International Stress Management Association (ISMA), a leading global professional body for workplace and personal stress management has instituted the first Wednesday of every November as National Stress Awareness Day. The Day is held to highlight the importance of stress and raise awareness about its ill-effects on living harmoniously with one’s natural rhythm and health to ensure mental and emotional wellbeing.
The pandemic has had a multiplier effect on people’s stress levels leading to breakdown in emotional and mental wellbeing across most age groups. It has also accelerated the attention and focus by individuals, associations and national and international health and government bodies on addressing issues related to stress and its management.
Stress and lack of quality sleep are considered serious public health challenges despite modern lifestyles, comforts, and technological advances. The COVID-19 pandemic has genuinely brought attention to this pre-existing stress problem, which has been made significantly worse by the pandemic.
The International Journal of Environmental Research and Public Health has recently published a study conducted by US researchers during the COVID-19 pandemic. The study showed that ‘Heartfulness Meditation’, a simple heart-based meditation practice aimed at attaining a balanced state of mind, was associated with significant reduction in perceived stress and improvement in the quality of sleep of participants who completed the online-based meditation program.
The study by the US researchers aimed to investigate whether using a virtual heart-based meditation program is associated with improved stress levels and quality of sleep. The researchers enrolled 63 participants to receive an eight-week virtually conducted Heartfulness Meditation program. Of these, 36 (57%) completed the entire eight weeks of the Heartfulness meditation program.
The participants were recommended to attend a minimum of two out of a total of eight virtual trainer-guided group Heartfulness relaxation and meditation sessions each week.

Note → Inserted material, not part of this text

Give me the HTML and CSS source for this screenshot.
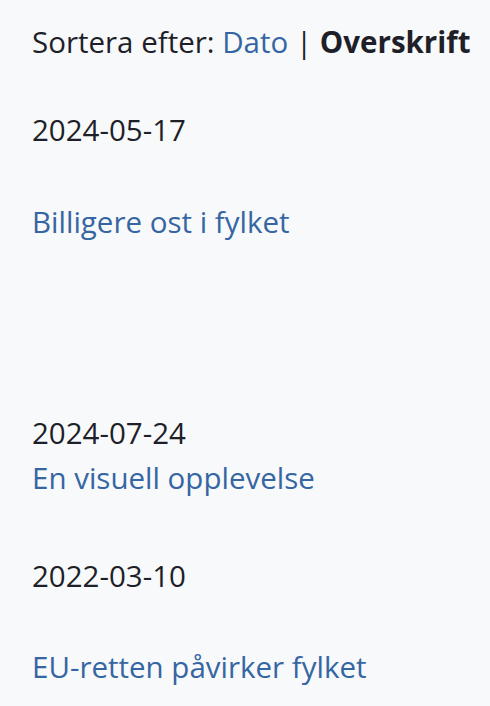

The sessions included 5–7 minutes of relaxation followed by 20 minutes of meditation. Participants were also provided instructions on using the phone application called ‘HeartsApp’ on their phones. They could connect as an anonymous seeker with a Heartfulness trainer through the application and meditate without any audiovisual interaction. They were also advised to undertake self-practices to the best of their abilities.
The study showed that following Heartfulness meditation practice, PSS and PSQI — two widely used measurements of perceived stress level in respondents — improved significantly in the participants. Based on these observations, the researchers suggested that meditation programs offered via virtual platforms can offer a convenient, helpful, and easily accessible tool to a large community to help improve the psychological wellbeing of individuals.
The researchers added that the results enhance understanding on how Heartfulness meditation practice helps reduce stress and improve the quality of sleep. Our qualitative analysis suggests these effects could be because a simple heart-based meditation brought a ‘calming effect’ in our participants, resulting in ‘inner peace’. Such an effect also resulted in inner changes in our participants, including positive thinking, accepting and empathic attitude, and an increase in awareness of one’s own emotions and the needs of others.”
This study adds to the existing literature supporting the benefits of Heartfulness practice, as reported by some previous studies showing the benefit of Heartfulness relaxation and meditation to reduce stress, burnout, loneliness, and improve the quality of sleep.